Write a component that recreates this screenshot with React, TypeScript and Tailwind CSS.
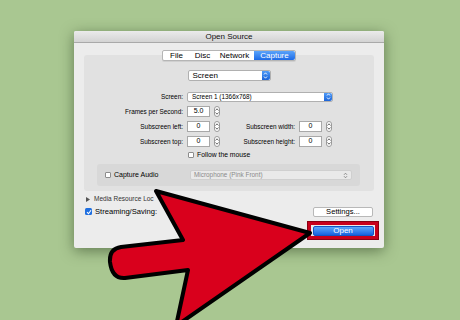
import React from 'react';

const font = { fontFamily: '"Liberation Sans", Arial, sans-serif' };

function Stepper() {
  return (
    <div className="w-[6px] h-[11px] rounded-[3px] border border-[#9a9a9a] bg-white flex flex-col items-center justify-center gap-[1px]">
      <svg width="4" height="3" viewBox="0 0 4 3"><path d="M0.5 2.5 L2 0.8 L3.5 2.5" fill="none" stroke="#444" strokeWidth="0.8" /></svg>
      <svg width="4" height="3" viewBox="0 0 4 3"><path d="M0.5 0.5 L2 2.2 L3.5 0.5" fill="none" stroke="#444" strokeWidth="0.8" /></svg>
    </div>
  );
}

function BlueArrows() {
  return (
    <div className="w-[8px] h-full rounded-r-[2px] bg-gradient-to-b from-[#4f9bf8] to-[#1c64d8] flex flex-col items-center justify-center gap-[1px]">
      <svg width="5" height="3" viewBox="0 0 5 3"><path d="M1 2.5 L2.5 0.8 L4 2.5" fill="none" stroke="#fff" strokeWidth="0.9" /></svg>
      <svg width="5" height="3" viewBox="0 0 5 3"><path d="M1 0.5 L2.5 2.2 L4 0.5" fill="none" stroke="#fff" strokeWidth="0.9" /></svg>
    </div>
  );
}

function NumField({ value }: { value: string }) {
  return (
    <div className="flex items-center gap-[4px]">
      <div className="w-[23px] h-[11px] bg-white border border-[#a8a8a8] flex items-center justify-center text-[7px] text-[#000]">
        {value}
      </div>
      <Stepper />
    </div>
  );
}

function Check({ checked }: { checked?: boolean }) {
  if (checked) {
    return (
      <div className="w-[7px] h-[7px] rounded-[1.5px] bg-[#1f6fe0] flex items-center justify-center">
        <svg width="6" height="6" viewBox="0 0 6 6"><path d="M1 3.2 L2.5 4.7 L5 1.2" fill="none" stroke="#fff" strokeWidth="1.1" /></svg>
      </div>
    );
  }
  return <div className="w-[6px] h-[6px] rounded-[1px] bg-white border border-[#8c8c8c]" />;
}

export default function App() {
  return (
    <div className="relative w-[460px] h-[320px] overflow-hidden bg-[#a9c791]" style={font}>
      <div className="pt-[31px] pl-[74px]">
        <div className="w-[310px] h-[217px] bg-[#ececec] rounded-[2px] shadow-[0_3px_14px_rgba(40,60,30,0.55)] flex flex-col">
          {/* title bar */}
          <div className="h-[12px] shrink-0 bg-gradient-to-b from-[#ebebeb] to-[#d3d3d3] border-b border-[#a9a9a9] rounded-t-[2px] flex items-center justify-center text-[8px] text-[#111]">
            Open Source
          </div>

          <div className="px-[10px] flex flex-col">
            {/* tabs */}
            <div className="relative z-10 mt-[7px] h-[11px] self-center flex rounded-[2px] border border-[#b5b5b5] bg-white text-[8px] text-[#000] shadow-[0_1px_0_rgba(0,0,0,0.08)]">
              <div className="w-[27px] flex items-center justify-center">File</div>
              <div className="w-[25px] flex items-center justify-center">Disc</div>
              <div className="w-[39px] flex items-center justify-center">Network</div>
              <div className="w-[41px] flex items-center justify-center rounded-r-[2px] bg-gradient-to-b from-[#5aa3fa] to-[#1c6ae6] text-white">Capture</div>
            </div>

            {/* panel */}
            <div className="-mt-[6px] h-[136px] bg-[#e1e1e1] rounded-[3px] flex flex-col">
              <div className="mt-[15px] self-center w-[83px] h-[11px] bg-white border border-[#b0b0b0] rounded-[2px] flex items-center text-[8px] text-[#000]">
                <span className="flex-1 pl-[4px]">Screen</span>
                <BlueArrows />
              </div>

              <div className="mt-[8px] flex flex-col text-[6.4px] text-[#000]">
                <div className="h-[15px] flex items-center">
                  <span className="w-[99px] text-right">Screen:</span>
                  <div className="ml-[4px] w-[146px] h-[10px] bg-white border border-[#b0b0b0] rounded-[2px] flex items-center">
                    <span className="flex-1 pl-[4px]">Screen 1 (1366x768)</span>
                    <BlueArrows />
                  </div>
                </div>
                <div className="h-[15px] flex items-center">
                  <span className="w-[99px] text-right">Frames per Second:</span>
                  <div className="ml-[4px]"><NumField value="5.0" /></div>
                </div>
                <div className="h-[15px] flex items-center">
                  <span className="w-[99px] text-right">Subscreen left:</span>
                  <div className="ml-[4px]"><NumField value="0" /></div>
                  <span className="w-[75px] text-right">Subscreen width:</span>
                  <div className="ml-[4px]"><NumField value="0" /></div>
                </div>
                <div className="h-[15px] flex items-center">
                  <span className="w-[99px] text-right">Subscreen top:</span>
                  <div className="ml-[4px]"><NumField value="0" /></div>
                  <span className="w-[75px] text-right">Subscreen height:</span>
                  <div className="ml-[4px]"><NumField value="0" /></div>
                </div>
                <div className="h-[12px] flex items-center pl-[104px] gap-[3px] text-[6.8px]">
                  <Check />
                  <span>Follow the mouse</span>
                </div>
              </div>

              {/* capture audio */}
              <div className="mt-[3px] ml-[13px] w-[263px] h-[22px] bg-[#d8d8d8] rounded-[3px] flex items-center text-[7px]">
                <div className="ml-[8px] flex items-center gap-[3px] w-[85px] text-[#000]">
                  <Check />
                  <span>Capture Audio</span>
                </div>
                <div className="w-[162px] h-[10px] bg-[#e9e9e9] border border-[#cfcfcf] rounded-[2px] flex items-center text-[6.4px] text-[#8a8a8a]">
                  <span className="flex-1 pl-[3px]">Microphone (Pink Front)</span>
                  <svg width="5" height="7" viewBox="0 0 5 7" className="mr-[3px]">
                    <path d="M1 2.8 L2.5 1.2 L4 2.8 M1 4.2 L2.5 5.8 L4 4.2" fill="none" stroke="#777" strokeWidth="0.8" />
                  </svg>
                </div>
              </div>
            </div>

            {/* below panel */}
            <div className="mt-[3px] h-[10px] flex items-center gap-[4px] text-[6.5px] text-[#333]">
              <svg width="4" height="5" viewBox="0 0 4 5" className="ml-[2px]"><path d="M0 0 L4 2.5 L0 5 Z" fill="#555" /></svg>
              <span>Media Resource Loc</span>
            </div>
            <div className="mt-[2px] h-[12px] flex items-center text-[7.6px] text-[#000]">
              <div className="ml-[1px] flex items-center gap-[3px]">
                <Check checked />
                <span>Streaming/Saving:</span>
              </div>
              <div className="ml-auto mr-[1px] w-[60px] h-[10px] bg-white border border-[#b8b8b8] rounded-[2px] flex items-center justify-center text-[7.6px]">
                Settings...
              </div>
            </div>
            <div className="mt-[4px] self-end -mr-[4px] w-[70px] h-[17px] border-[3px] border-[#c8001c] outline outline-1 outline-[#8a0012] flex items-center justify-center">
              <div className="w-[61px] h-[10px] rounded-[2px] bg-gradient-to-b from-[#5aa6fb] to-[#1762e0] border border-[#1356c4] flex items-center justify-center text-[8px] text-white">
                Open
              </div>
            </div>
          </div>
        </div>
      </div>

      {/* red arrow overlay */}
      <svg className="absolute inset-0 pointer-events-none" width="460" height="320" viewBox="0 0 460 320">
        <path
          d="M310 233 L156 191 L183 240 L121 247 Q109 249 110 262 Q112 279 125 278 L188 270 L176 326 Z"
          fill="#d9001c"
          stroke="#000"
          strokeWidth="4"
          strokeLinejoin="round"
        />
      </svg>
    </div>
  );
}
========================================
• Aim: Repeat the listing in full and exactly. Do not include any images.

• Answer to the problem:
Write a component that recreates this screenshot with React, TypeScript and Tailwind CSS.
import React from 'react';

const font = { fontFamily: '"Liberation Sans", Arial, sans-serif' };

function Stepper() {
  return (
    <div className="w-[6px] h-[11px] rounded-[3px] border border-[#9a9a9a] bg-white flex flex-col items-center justify-center gap-[1px]">
      <svg width="4" height="3" viewBox="0 0 4 3"><path d="M0.5 2.5 L2 0.8 L3.5 2.5" fill="none" stroke="#444" strokeWidth="0.8" /></svg>
      <svg width="4" height="3" viewBox="0 0 4 3"><path d="M0.5 0.5 L2 2.2 L3.5 0.5" fill="none" stroke="#444" strokeWidth="0.8" /></svg>
    </div>
  );
}

function BlueArrows() {
  return (
    <div className="w-[8px] h-full rounded-r-[2px] bg-gradient-to-b from-[#4f9bf8] to-[#1c64d8] flex flex-col items-center justify-center gap-[1px]">
      <svg width="5" height="3" viewBox="0 0 5 3"><path d="M1 2.5 L2.5 0.8 L4 2.5" fill="none" stroke="#fff" strokeWidth="0.9" /></svg>
      <svg width="5" height="3" viewBox="0 0 5 3"><path d="M1 0.5 L2.5 2.2 L4 0.5" fill="none" stroke="#fff" strokeWidth="0.9" /></svg>
    </div>
  );
}

function NumField({ value }: { value: string }) {
  return (
    <div className="flex items-center gap-[4px]">
      <div className="w-[23px] h-[11px] bg-white border border-[#a8a8a8] flex items-center justify-center text-[7px] text-[#000]">
        {value}
      </div>
      <Stepper />
    </div>
  );
}

function Check({ checked }: { checked?: boolean }) {
  if (checked) {
    return (
      <div className="w-[7px] h-[7px] rounded-[1.5px] bg-[#1f6fe0] flex items-center justify-center">
        <svg width="6" height="6" viewBox="0 0 6 6"><path d="M1 3.2 L2.5 4.7 L5 1.2" fill="none" stroke="#fff" strokeWidth="1.1" /></svg>
      </div>
    );
  }
  return <div className="w-[6px] h-[6px] rounded-[1px] bg-white border border-[#8c8c8c]" />;
}

export default function App() {
  return (
    <div className="relative w-[460px] h-[320px] overflow-hidden bg-[#a9c791]" style={font}>
      <div className="pt-[31px] pl-[74px]">
        <div className="w-[310px] h-[217px] bg-[#ececec] rounded-[2px] shadow-[0_3px_14px_rgba(40,60,30,0.55)] flex flex-col">
          {/* title bar */}
          <div className="h-[12px] shrink-0 bg-gradient-to-b from-[#ebebeb] to-[#d3d3d3] border-b border-[#a9a9a9] rounded-t-[2px] flex items-center justify-center text-[8px] text-[#111]">
            Open Source
          </div>

          <div className="px-[10px] flex flex-col">
            {/* tabs */}
            <div className="relative z-10 mt-[7px] h-[11px] self-center flex rounded-[2px] border border-[#b5b5b5] bg-white text-[8px] text-[#000] shadow-[0_1px_0_rgba(0,0,0,0.08)]">
              <div className="w-[27px] flex items-center justify-center">File</div>
              <div className="w-[25px] flex items-center justify-center">Disc</div>
              <div className="w-[39px] flex items-center justify-center">Network</div>
              <div className="w-[41px] flex items-center justify-center rounded-r-[2px] bg-gradient-to-b from-[#5aa3fa] to-[#1c6ae6] text-white">Capture</div>
            </div>

            {/* panel */}
            <div className="-mt-[6px] h-[136px] bg-[#e1e1e1] rounded-[3px] flex flex-col">
              <div className="mt-[15px] self-center w-[83px] h-[11px] bg-white border border-[#b0b0b0] rounded-[2px] flex items-center text-[8px] text-[#000]">
                <span className="flex-1 pl-[4px]">Screen</span>
                <BlueArrows />
              </div>

              <div className="mt-[8px] flex flex-col text-[6.4px] text-[#000]">
                <div className="h-[15px] flex items-center">
                  <span className="w-[99px] text-right">Screen:</span>
                  <div className="ml-[4px] w-[146px] h-[10px] bg-white border border-[#b0b0b0] rounded-[2px] flex items-center">
                    <span className="flex-1 pl-[4px]">Screen 1 (1366x768)</span>
                    <BlueArrows />
                  </div>
                </div>
                <div className="h-[15px] flex items-center">
                  <span className="w-[99px] text-right">Frames per Second:</span>
                  <div className="ml-[4px]"><NumField value="5.0" /></div>
                </div>
                <div className="h-[15px] flex items-center">
                  <span className="w-[99px] text-right">Subscreen left:</span>
                  <div className="ml-[4px]"><NumField value="0" /></div>
                  <span className="w-[75px] text-right">Subscreen width:</span>
                  <div className="ml-[4px]"><NumField value="0" /></div>
                </div>
                <div className="h-[15px] flex items-center">
                  <span className="w-[99px] text-right">Subscreen top:</span>
                  <div className="ml-[4px]"><NumField value="0" /></div>
                  <span className="w-[75px] text-right">Subscreen height:</span>
                  <div className="ml-[4px]"><NumField value="0" /></div>
                </div>
                <div className="h-[12px] flex items-center pl-[104px] gap-[3px] text-[6.8px]">
                  <Check />
                  <span>Follow the mouse</span>
                </div>
              </div>

              {/* capture audio */}
              <div className="mt-[3px] ml-[13px] w-[263px] h-[22px] bg-[#d8d8d8] rounded-[3px] flex items-center text-[7px]">
                <div className="ml-[8px] flex items-center gap-[3px] w-[85px] text-[#000]">
                  <Check />
                  <span>Capture Audio</span>
                </div>
                <div className="w-[162px] h-[10px] bg-[#e9e9e9] border border-[#cfcfcf] rounded-[2px] flex items-center text-[6.4px] text-[#8a8a8a]">
                  <span className="flex-1 pl-[3px]">Microphone (Pink Front)</span>
                  <svg width="5" height="7" viewBox="0 0 5 7" className="mr-[3px]">
                    <path d="M1 2.8 L2.5 1.2 L4 2.8 M1 4.2 L2.5 5.8 L4 4.2" fill="none" stroke="#777" strokeWidth="0.8" />
                  </svg>
                </div>
              </div>
            </div>

            {/* below panel */}
            <div className="mt-[3px] h-[10px] flex items-center gap-[4px] text-[6.5px] text-[#333]">
              <svg width="4" height="5" viewBox="0 0 4 5" className="ml-[2px]"><path d="M0 0 L4 2.5 L0 5 Z" fill="#555" /></svg>
              <span>Media Resource Loc</span>
            </div>
            <div className="mt-[2px] h-[12px] flex items-center text-[7.6px] text-[#000]">
              <div className="ml-[1px] flex items-center gap-[3px]">
                <Check checked />
                <span>Streaming/Saving:</span>
              </div>
              <div className="ml-auto mr-[1px] w-[60px] h-[10px] bg-white border border-[#b8b8b8] rounded-[2px] flex items-center justify-center text-[7.6px]">
                Settings...
              </div>
            </div>
            <div className="mt-[4px] self-end -mr-[4px] w-[70px] h-[17px] border-[3px] border-[#c8001c] outline outline-1 outline-[#8a0012] flex items-center justify-center">
              <div className="w-[61px] h-[10px] rounded-[2px] bg-gradient-to-b from-[#5aa6fb] to-[#1762e0] border border-[#1356c4] flex items-center justify-center text-[8px] text-white">
                Open
              </div>
            </div>
          </div>
        </div>
      </div>

      {/* red arrow overlay */}
      <svg className="absolute inset-0 pointer-events-none" width="460" height="320" viewBox="0 0 460 320">
        <path
          d="M310 233 L156 191 L183 240 L121 247 Q109 249 110 262 Q112 279 125 278 L188 270 L176 326 Z"
          fill="#d9001c"
          stroke="#000"
          strokeWidth="4"
          strokeLinejoin="round"
        />
      </svg>
    </div>
  );
}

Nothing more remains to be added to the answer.